▸ Source material:

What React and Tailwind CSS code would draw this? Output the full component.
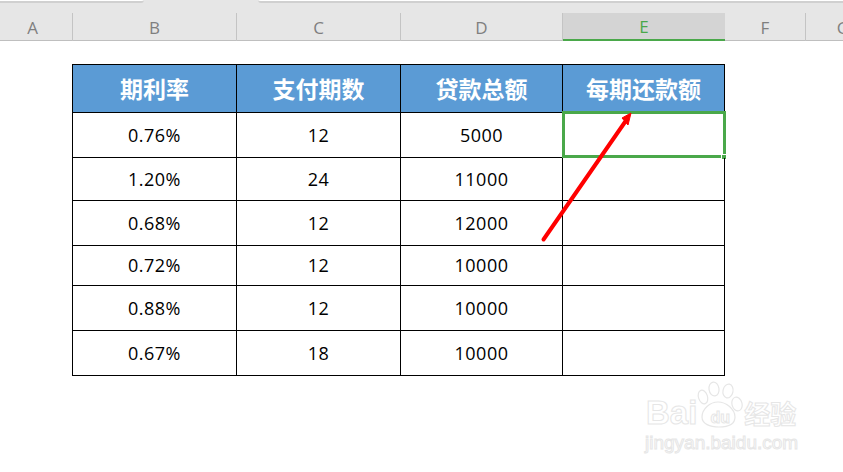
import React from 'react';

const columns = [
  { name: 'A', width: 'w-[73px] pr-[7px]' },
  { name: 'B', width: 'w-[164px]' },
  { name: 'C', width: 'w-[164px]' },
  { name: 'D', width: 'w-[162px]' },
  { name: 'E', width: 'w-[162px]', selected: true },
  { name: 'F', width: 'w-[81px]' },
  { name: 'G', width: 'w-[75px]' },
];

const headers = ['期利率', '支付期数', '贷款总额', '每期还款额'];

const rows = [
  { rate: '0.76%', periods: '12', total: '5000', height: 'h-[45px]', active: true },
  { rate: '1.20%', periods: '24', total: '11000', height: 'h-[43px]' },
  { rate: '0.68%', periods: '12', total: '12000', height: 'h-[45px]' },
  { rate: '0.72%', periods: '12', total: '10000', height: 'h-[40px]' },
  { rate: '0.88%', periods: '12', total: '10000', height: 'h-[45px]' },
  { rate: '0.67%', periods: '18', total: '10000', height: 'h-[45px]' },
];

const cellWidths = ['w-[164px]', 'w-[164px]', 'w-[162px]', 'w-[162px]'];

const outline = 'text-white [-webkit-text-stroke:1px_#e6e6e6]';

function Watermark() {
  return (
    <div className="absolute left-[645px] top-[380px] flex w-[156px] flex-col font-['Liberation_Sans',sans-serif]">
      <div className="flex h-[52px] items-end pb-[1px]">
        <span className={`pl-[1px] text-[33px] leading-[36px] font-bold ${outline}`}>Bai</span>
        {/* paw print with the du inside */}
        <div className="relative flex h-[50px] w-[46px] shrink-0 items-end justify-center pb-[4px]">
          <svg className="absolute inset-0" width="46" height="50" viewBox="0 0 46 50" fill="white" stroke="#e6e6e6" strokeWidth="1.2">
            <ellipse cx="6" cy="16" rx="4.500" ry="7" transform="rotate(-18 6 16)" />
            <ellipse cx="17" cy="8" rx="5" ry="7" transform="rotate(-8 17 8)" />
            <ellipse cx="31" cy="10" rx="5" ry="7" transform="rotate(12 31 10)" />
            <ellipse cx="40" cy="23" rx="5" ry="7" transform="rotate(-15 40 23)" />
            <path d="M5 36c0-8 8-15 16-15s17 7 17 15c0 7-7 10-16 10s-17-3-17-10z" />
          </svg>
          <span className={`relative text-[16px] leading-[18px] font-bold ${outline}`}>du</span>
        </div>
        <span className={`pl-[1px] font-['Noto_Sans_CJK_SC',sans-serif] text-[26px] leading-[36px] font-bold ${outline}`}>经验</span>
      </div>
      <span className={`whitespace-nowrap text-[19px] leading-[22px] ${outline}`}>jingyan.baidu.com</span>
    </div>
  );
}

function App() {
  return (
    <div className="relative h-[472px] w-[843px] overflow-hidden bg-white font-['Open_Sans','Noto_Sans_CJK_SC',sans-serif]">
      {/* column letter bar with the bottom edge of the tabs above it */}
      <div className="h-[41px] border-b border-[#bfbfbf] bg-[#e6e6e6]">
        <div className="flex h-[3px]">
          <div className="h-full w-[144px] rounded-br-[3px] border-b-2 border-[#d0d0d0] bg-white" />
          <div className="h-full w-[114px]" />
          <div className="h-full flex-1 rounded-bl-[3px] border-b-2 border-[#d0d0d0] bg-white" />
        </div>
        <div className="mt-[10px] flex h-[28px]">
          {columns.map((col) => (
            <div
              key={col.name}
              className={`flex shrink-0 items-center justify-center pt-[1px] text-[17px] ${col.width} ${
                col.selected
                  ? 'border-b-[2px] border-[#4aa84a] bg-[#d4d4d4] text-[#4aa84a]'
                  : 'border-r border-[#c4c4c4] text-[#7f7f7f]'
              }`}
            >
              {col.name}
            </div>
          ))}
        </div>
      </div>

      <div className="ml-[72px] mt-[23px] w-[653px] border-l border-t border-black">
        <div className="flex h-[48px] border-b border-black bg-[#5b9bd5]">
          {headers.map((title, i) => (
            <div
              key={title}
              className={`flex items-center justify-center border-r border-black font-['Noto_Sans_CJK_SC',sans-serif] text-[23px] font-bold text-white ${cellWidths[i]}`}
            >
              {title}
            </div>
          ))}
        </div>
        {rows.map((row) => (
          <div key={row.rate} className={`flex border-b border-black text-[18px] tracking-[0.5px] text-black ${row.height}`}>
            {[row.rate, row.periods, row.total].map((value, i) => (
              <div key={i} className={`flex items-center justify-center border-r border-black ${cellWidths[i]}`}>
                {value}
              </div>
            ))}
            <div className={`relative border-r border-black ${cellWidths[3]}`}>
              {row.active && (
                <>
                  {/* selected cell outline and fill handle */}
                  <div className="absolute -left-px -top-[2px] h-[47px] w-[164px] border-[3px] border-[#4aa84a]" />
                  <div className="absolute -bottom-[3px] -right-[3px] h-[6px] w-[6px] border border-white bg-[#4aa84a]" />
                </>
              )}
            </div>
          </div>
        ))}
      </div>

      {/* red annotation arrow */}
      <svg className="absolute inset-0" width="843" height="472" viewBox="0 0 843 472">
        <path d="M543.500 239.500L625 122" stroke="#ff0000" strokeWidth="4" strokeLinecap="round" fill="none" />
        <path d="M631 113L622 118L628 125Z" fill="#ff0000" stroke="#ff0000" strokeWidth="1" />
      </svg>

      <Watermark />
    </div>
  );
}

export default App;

▸ Problem: Copy out every line of the material above that mentions the word "React".

▸ Solution for this exercise:
What React and Tailwind CSS code would draw this? Output the full component.
import React from 'react';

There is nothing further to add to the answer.